Is this really the individual that the people of Wisconsin should choose to install on the highest court in their State, thereby replacing someone who's been a judge longer than Gableman has been a lawyer? I should certainly hope not.

And while he'll probably never admit to it, I bet that — "in his heart," as they say — Esenberg agrees with much of the foregoing.

Happy Easter.


Anonymous said...

Could not one be a bad Judge for a long time and a good lawyer for a short time?

illusory tenant said...

Hypothetically, of course.

But in the present instance, we have much empirical evidence and therefore there is simply no need to resort to hypotheticals.

I urge you to watch the interview with Justice Butler at the JSOnline. The link is in the post above this one.

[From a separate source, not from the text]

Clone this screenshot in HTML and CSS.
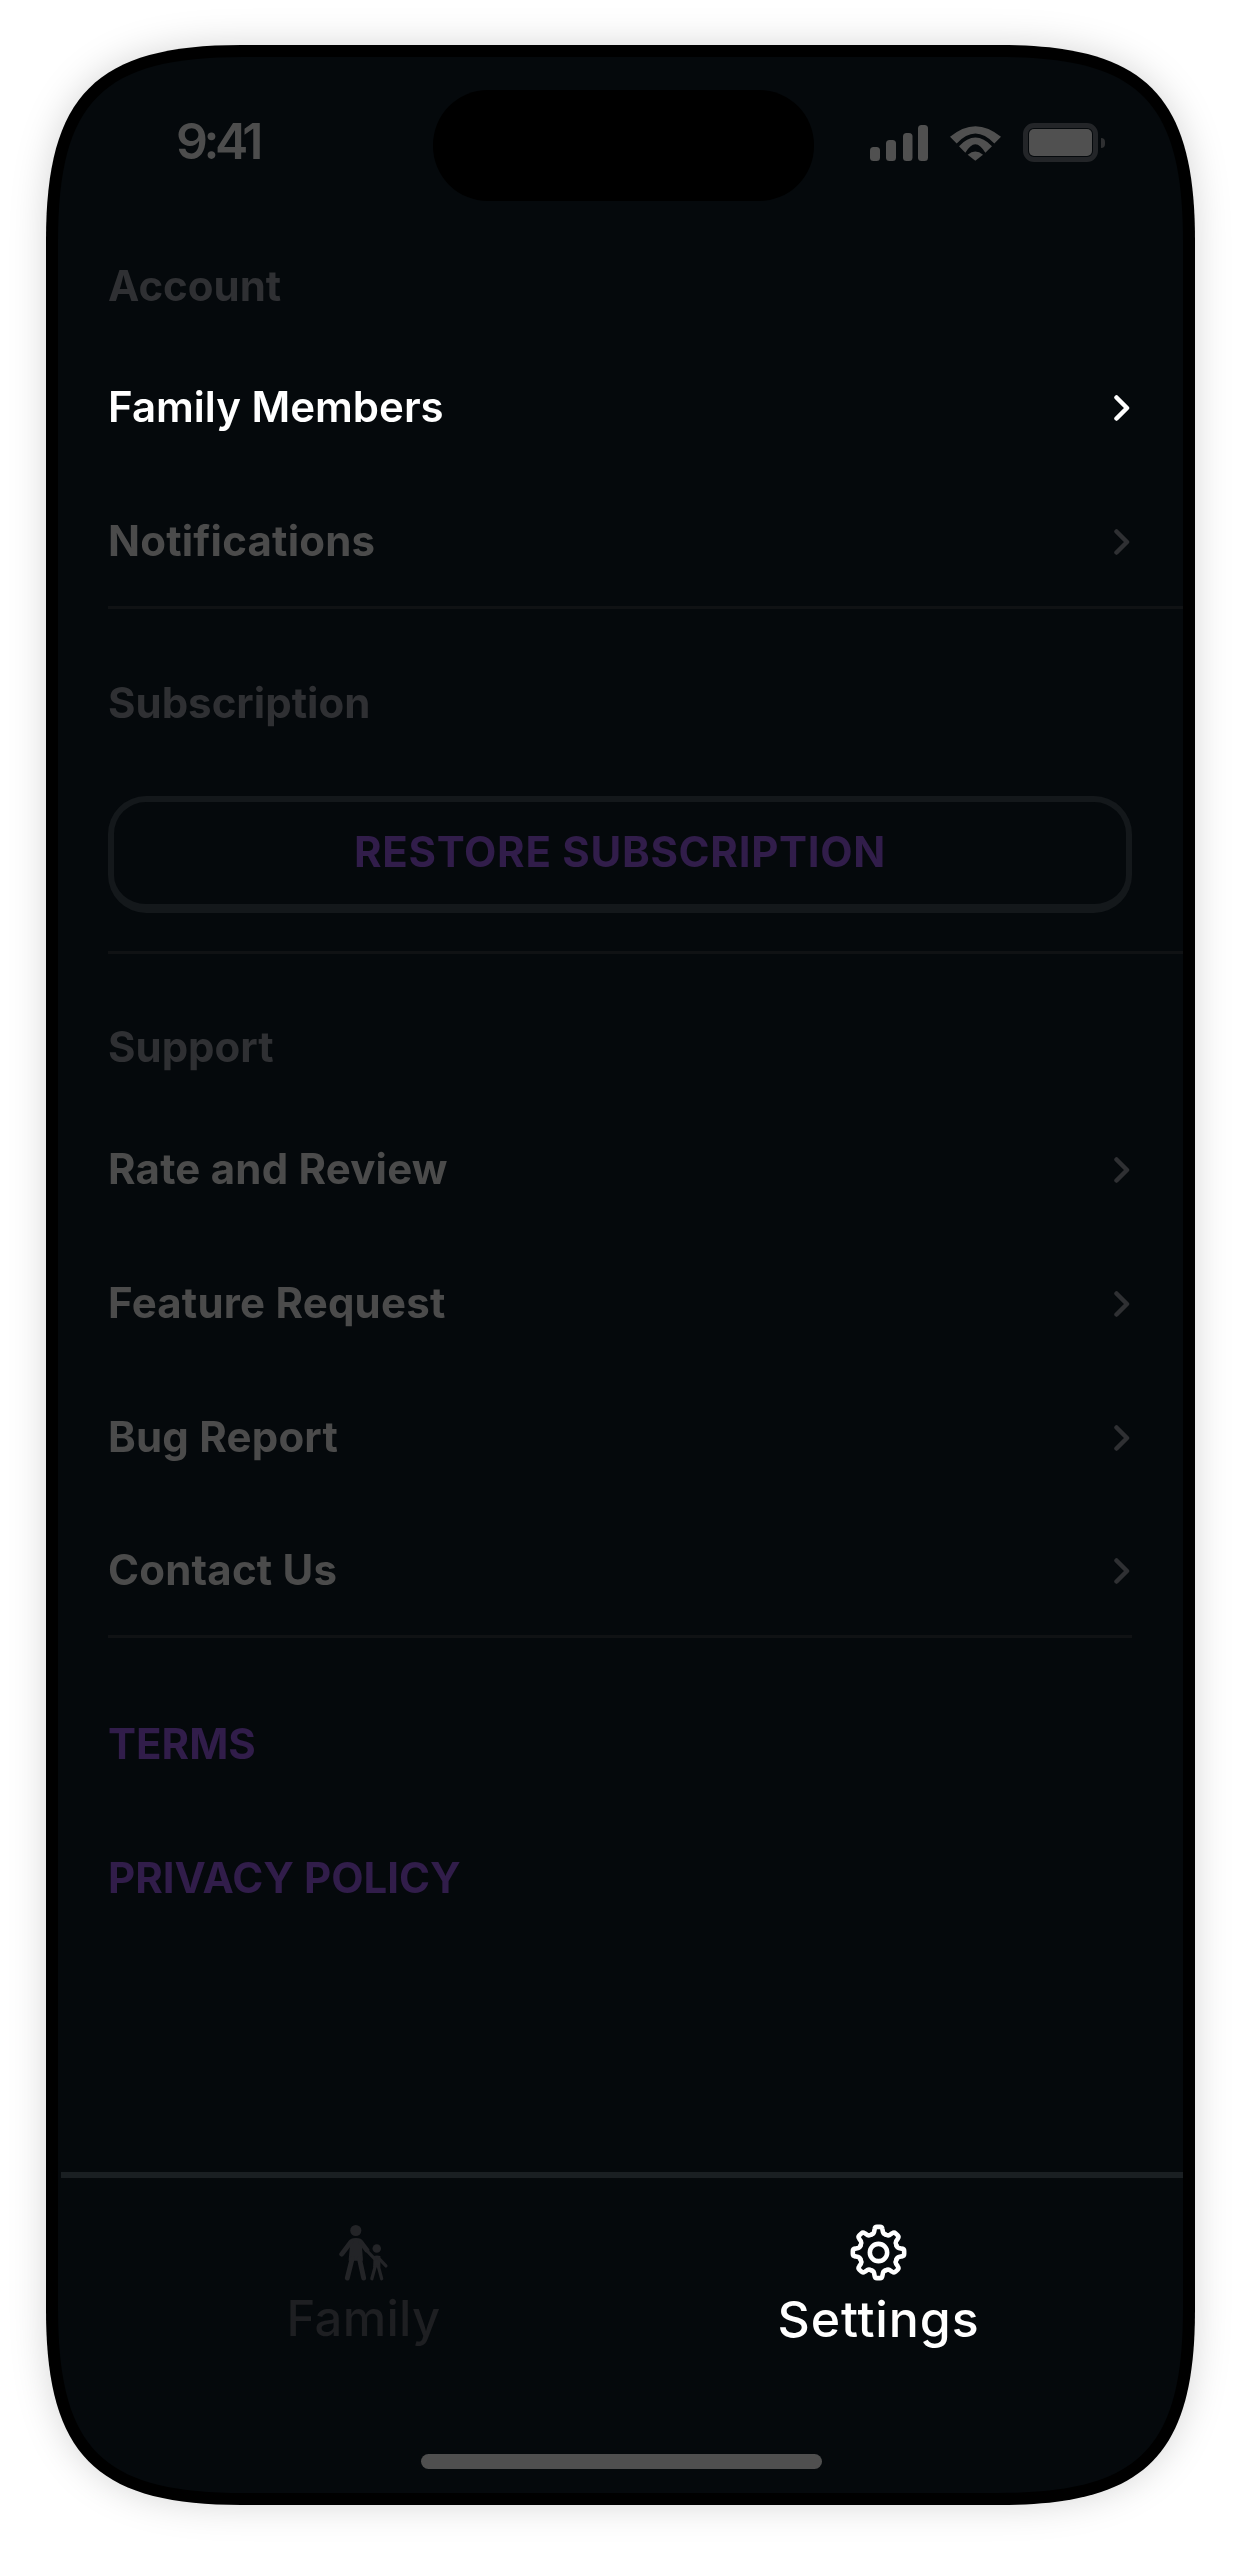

Wisconsin is fortunate to have a quality jurist like Butler on its Supreme Court and, given that empirical evidence, it would be an act of sheer perversity to replace him with someone like Gableman.

Anonymous said...

Empirical…relying on experience or observation alone often without due regard for system and theory.

illusory tenant said...

I don't know where you get that definition. Empirical evidence is for the purpose of supporting systems or theories.

Anonymous said...

Main Entry: em·pir·i·cal
Pronunciation: \-i-kəl\
Variant(s): also em·pir·ic \-ik\
Function: adjective
Date: 1569
1 : originating in or based on observation or experience (empirical data)
2 : relying on experience or observation alone often without due regard for system and theory (an empirical basis for the theory)

illusory tenant said...

Thanks, jp.

I assume 2: refers to topics in philosophy devoted to the investigation of human (and other) knowledge generally. I was using, and usually do use, the primary definition you provided.

Not only that but 2: seems incoherent. How can "empirical" mean "without due regard for theory" and then, as an example of context, provide, "empirical basis for [a] theory"?

I avoid online dictionaries at all costs, jp, apart from of course, because neither my own M-W nor my Concise Oxford appears to provide suitable definitions of, for example, "pwnt, "tl;dr," or "Cleveland steamer."